The emission ambitions put the Anglo-Dutch company—at least on paper—ahead of the most progressive of its rivals, including BP and Italy’s Eni.
“Society’s expectations have shifted quickly in the debate around climate change,” CEO Ben van Beurden said in a statement.
“Shell now needs to go further with our own ambitions, which is why we aim to be a net-zero emissions energy business by 2050 or sooner.”
Shell said it plans to fully offset carbon emissions from its own oil and gas production by 2050, in what is known as Scope 1 and Scope 2 emissions.
Those emissions do not include the much larger category of greenhouse gases emitted from fuels and products it sells to customers such as jet fuel and gasoline, known as Scope 3.
The company, however, said it will “pivot towards serving businesses and sectors that by 2050 are also net-zero emissions,” which it said means its absolute emissions, including Scope 3, should be fully offset.

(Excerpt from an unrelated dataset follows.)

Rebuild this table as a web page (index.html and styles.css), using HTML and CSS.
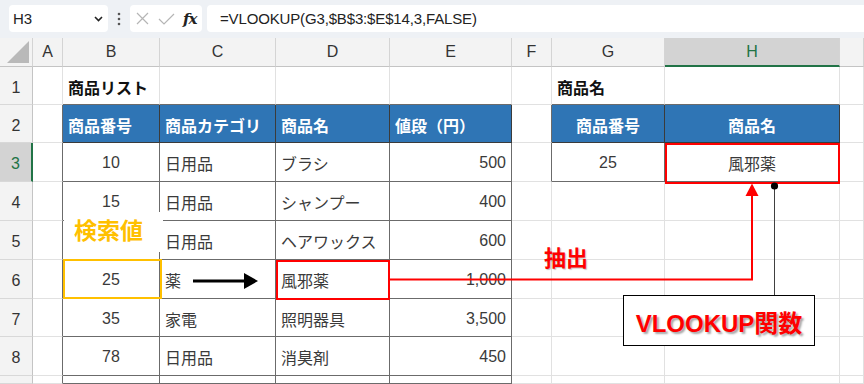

Investors welcomed the announcement but differed on whether it is in line with the 2015 Paris climate agreement to limit global warming to “well-below” 2 degrees Celsius by the end of the century.
“Shell plans to become a net-zero emissions energy business (covering scope 1, 2 and 3 emissions) or sooner by 2050,” Carola van Lamoen, head of Robeco’s Active Ownership team, said.
“This package of enhanced steps, set against the current other commitments in the oil and gas sector, significantly jumps Shell to the leading global position,” van Lamoen told Reuters.
Mark van Baal, founder of activist group Follow This, said the new goals were not enough.
“Shell’s Board is still failing in its responsibility to show leadership at a time of devastating climate change,” he said.
Shell also recommended investors vote against a climate resolution filed by Follow This ahead of its annual general meeting in May calling for more aggressive climate steps.
Energy companies' carbon emission reduction targets vary largely in scope and definition.
Shell’s ambition applies to all of the products it produces, refines and buys from other companies in absolute terms.
BP, for example, aims to bring net emissions from its equity barrels from oil well to petrol station to zero by 2050, including a 50% reduction of the carbon intensity of all products it sells.
Shell also expanded its broader aim to cut the total carbon emission footprint from energy products it sells—an intensity-based measure—by around 65% by 2050, and by around 30% by 2035.
Previously it aimed to reduce its net carbon footprint by 50% by 2050 and by 20% by 2035.
The company has rejected setting long-term targets, opting instead for ambitions which it says allows it flexibility to move “in step” with society’s shift away from fossil fuels in order to battle global warming.
Shell did not outline how it plans to change its spending plans in order to meet the new climate goals. Last year it spent roughly 8% of its $24 billion budget on low-carbon energies.
It also set binding targets to reduce its net carbon footprint in the three years to 2022 by 3% to 4% from a 2016 baseline.